Par Simon Laplante.

Les quelques cas de prédation par des éducateurs qui ont été médiatisés depuis quelques années démontrent clairement que ce projet est nécessaire.

En revanche, là où notre gouvernement fait fausse route est l’idée d’introduire la notion de la compétence des éducateurs dans le même projet. Compétence et violence sont des choses bien différentes. Si un éducateur est un prédateur sexuel, il est évidemment incompétent. Un éducateur accusé d’être incompétent est loin d’être un prédateur.

La compétence d’un enseignant est une notion très subjective. Très souvent lorsque certains parents affirment qu’un enseignant est incompétent, d’autres parents de la même classe vont affirmer qu’il ou elle est tout à fait adéquat.e. La perception de certains parents de la compétence d’un enseignant est aussi très souvent influencée par les croyances religieuses ou politiques de ces derniers. On imagine facilement comment un enseignant qui promeut l’inclusion et la diversité dans sa classe conformément aux priorités de sa division scolaire pourrait être jugé très négativement par certains parents dans certains milieux. De plus, il ne faut pas oublier que la compétence d’un enseignant peut aussi être influencée par sa santé mentale, sa situation familiale et tous les défis que la vie peut nous présenter.

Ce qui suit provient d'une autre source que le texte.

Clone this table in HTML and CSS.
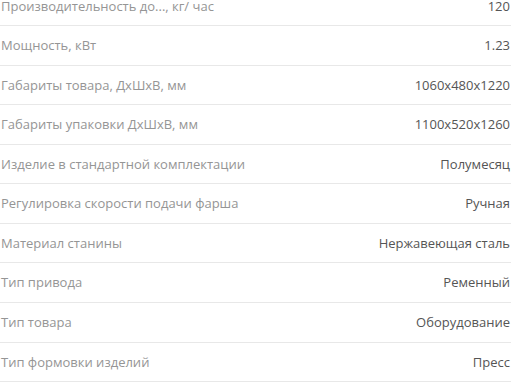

La diversité des approches pédagogiques utilisée par nos enseignants est essentielle dans le développement d’enfants équilibrés et capables de s’adapter à différentes réalités. Parce que ton enfant n’aime pas son professeur ou que ses résultats sont faibles, cela ne veut pas dire que le professeur est incompétent. Bien au contraire, c’est une opportunité pour l’enfant de se remettre en question et d’apprendre à vivre avec la diversité. Là où il y a lieu, de s’inquiéter est lorsqu’un enseignant utilise une discipline abusive, une pédagogie qui ne tient pas compte de l’individualité de ses élèves, un contenu qui ne respecte pas les curriculums ou qui inculque des valeurs qui ne sont pas supportées par la division scolaire.

Dans toutes nos divisions scolaires existe un processus qui permet à un parent de questionner la compétence d’un enseignant. Ce processus exige généralement qu’un parent discute de ses inquiétudes avec l’enseignant. Si la résolution du problème semble impossible, le parent peut faire un suivi avec la direction, puis l’administration centrale et finalement les commissaires ou le ministre de l’Éducation. Une direction d’école peut aussi décider suite à des observations et discussions qu’un enseignant présente suffisamment de lacunes pour qu’une évaluation de la performance de l’enseignant soit nécessaire. Encore une fois, il faut suivre un processus très spécifique pour s’assurer que les droits et la dignité de chaque individu soient respectés. Dans tous les cas, l’enseignant aura toujours droit à une représentation de son union, la Manitoba Teachers’ Society (MTS).

Si notre gouvernement ou le public en général considèrent que le processus existant ne fonctionne vraiment pas et qu’il y a lieu d’établir un système externe (ou Collège) pour juger de la compétence d’un enseignant, plusieurs conditions devront être considérées. D’abord, il faudra élaborer des critères très spécifiques pour évaluer la compétence d’un enseignant et la validité de la plainte. De plus, ce processus ne devrait vraiment pas être associé au projet de loi 35 qui cherche à identifier et éliminer des enseignants qui sont des prédateurs sexuels.

Dans le contexte où nous n’avons vraiment pas assez d’éducateurs, il faut s’assurer que nos enseignants ne sont pas dans une situation où ils doivent constamment surveiller leurs arrières ou craindre des représailles. L’anxiété professionnelle conduit trop souvent à l’abandon de la profession et cela est une tragédie dans le contexte où nous n’avons plus assez d’éducateurs pour répondre aux besoins d’apprentissage de nos enfants.